= John Bate Cardale =

English religious leader (1802–1877)

John Bate Cardale (1802–1877) was an English religious leader, the first apostle of the Catholic Apostolic Church.

==Life==
J. B. Cardale was born in London on 7 November 1802, as the eldest of five children to William Cardale (1775-1838) and Mary Ann Bennett. In 1815 he entered Rugby School and in 1818 joined his father's law firm, though he would have preferred to take holy orders. When he qualified as a solicitor on 8 July 1824 his father retired.

Cardale's religious beliefs were evangelical and, like other such believers, he was excited by reports of healings and glossolalia taking place in Glasgow in 1830. He visited Scotland in August and, on his return, reported favourably on the phenomena. In October he opened his home for prayer meetings, where similar "outpouring of the Spirit" took place.

In April 1831 Cardale's wife, Emma Cate nee Plummer, followed by others, began to prophesy and "sing in the Spirit". However, their Anglican priest rejected the authenticity of the gifts and Cardale stopped attending his regular church and began attending the Caledonian Church in Regent Square, where Edward Irving was more sympathetic and permitted similar manifestations to occur in his church. Irving's trustees were not pleased with his management of the church, so they brought the matter before the London presbytery. Cardale acted as Irving's solicitor but was unsuccessful in preventing their expulsion, so finally in October 1832 Irving's congregation moved to a church in Newman Street.

The new church community began to call itself the Catholic Apostolic Church, but the members were often popularly referred to as Irvingites. Cardale was soon proclaimed as an "apostle" in prophecy by members of the congregation. He became the first of 12 such apostles, who were given responsibility for the church's government.

On 14 July 1835 the 12 apostles gathered in Newman Street for the 'Separation of the Apostles'. From 1840 they gathered in the council chamber of a cathedral church that had been newly built for them by Henry Drummond at Albury near Guildford. In 1836 the Christian world was divided by prophecy into twelve regions or "tribes", for each of which an apostle would be responsible. England (or Judah), the seat of apostolic government, was allocated to Cardale, the "Pillar of the Apostles". By then he had retired from active legal work in 1834 and remained in England while his fellow apostles travelled far and wide.
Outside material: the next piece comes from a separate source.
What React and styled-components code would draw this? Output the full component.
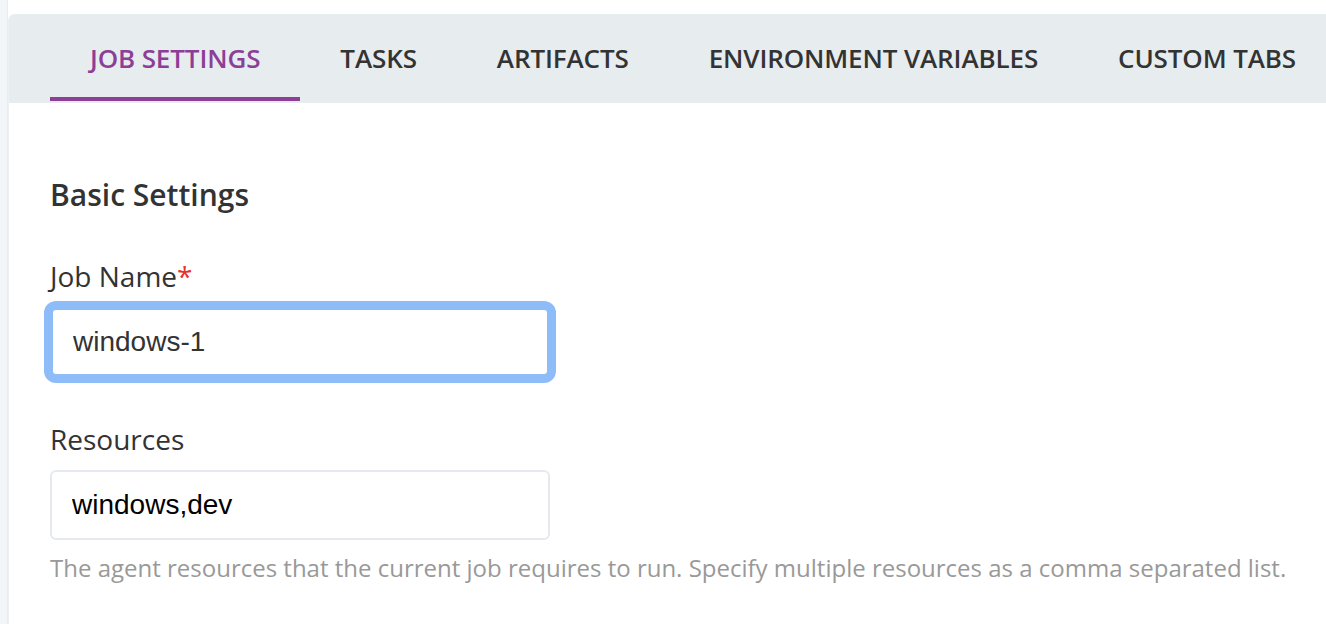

In 1839, when the apostles' authority was questioned by some members of the church, Cardale acted decisively: he recalled his fellow apostles and discontinued the regular meetings of the Council of the Churches, in which critical voices had been raised. The end of the church's prophetical element was underlined by the adoption in 1843 of an elaborate new liturgy. This was mainly the product of Cardale's efforts and it reflected his researches into the Eastern and Catholic offices, as well as the Anglican rites of his upbringing. The church's liturgy was enlarged in 1846 to include the rite of "sealing". In 1851 Cardale published the Readings upon the Liturgy in which he extensively describes the various source for the liturgy and how the must be conducted. Around 1860 John Bate Cardale and Edward Wilton Eddis participated in the committee that edited the first Catholic Apostolic Hymnal: Hymns for the Use of the Churches which appeared in 1864 for the first time.

For 35 years Cardale ministered to Catholic Apostolic congregations throughout the United Kingdom. When the apostle Henry King-Church died in 1865, Cardale accepted responsibility for Scandinavia and taught himself Danish. In 1867 he worked for a time in Copenhagen.

He died at his home on 18 July 1877 and was buried in Albury churchyard.

J. B. Cardale and his wife Emma had 9 children.